Book coverI ordered this a year or so back when I thought maybe the boys would enjoy Jackie Chan films. A year later, I have discovered that they really didn’t, or maybe they just aren’t interested in watching films with their father these days. So I watched this film, which I thought I’d seen before during the middle 1990s, when a member of my gaming group introduced us to Jackie Chan with some of his old films. But as I watched this film, it was very unfamiliar. I learned that the film I had seen when this film was fresh was Drunken Master from 1978, and this is The Legend of the Drunken Master, a sequel sixteen years later capitalizing on Jackie Chan’s new international fame.

This film starts with Wong (Jackie Chan, not named not Jackie in this film) is on the train with his father and brother, bringing ginseng back for a neighbor, when a fight breaks out, and Jackie battles with someone who he thinks is trying to steal the ginseng. When he successfully returns with an ornate box in which they were carrying the root, it turns out that another man was carrying the imperial seal in a similar box. Hijinks ensue when Wong uses a root from his father’s prized bonsai tree in the stead of the ginseng when it’s presented to the neighbor and when his stepmother takes out a loan on her jewels to try to buy real ginseng before the neighbor ingests the bonsai root. At the bottom, though, the plot is about the Westerners trying to steal the Imperial Seal (which was also the MacGuffin in Shanghai Knights–and as far as the plot of the film being the Westerners stealing China’s heritage, that’s awful prevalent).
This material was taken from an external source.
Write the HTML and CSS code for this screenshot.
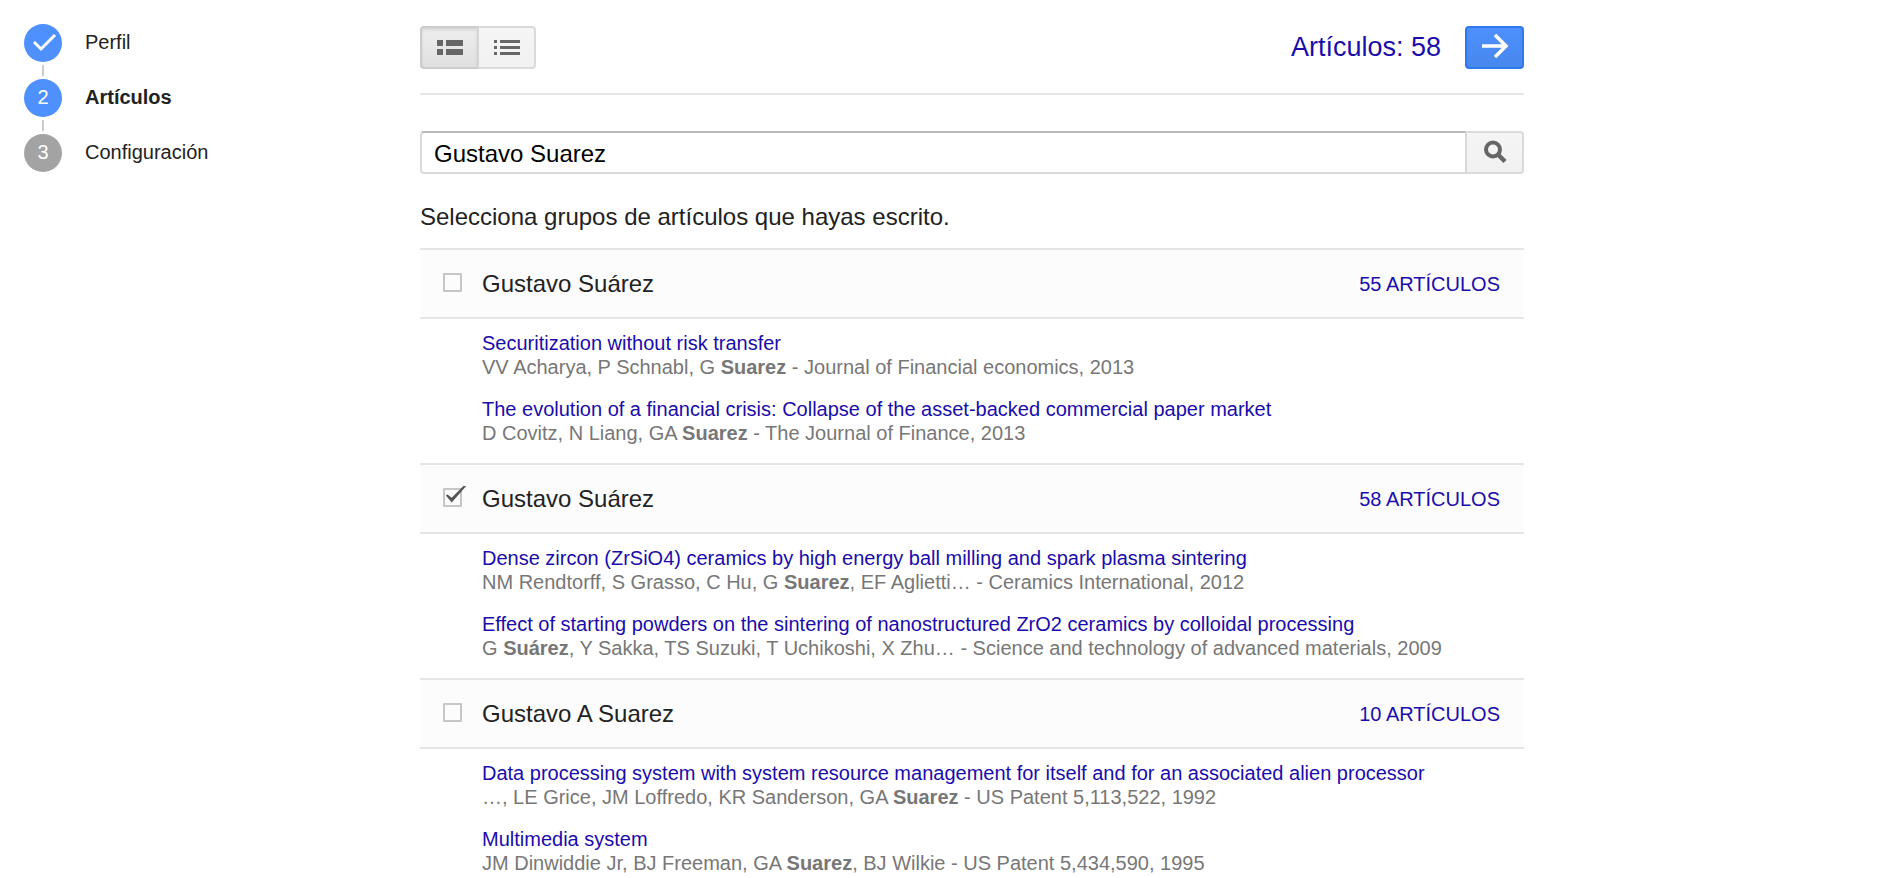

So it’s fairly standard Jackie Chan fare, especially the post-popularity Jackie Chan fare, which all has a similar feel and vibe to it. Which is okay until you start thinking about why so many of these films have Westerners as the bad guys. The West is almost 100 years past the inscrutible Oriental as the stereotypical villain (well, all right, sixty years after Dr. No), and we’re the benighted culture according to, well, popular culture.

The film also has another common trope from Chinese films: The young wife. Wong’s father’s new wife is played by Anita Mui, who would have been Wong’s stepmother even though the actress was almost ten years younger than Jackie Chan.

Mui started as a pop singer who moved into films and starred in a number of martial arts films, and she shows off her chops (well, not exactly chop but other strikes) in this movie.




Her career was not without controversy; the video for her 80s pop song “Bad Girl” was purportedly banned. I’m not sure if this is the video that was banned:

But in the 21st century, and in the West, that’s not a lot of ban-worthy anything.

Although it sounds a hecka lot like Sheena Easton’s “Strut” to me.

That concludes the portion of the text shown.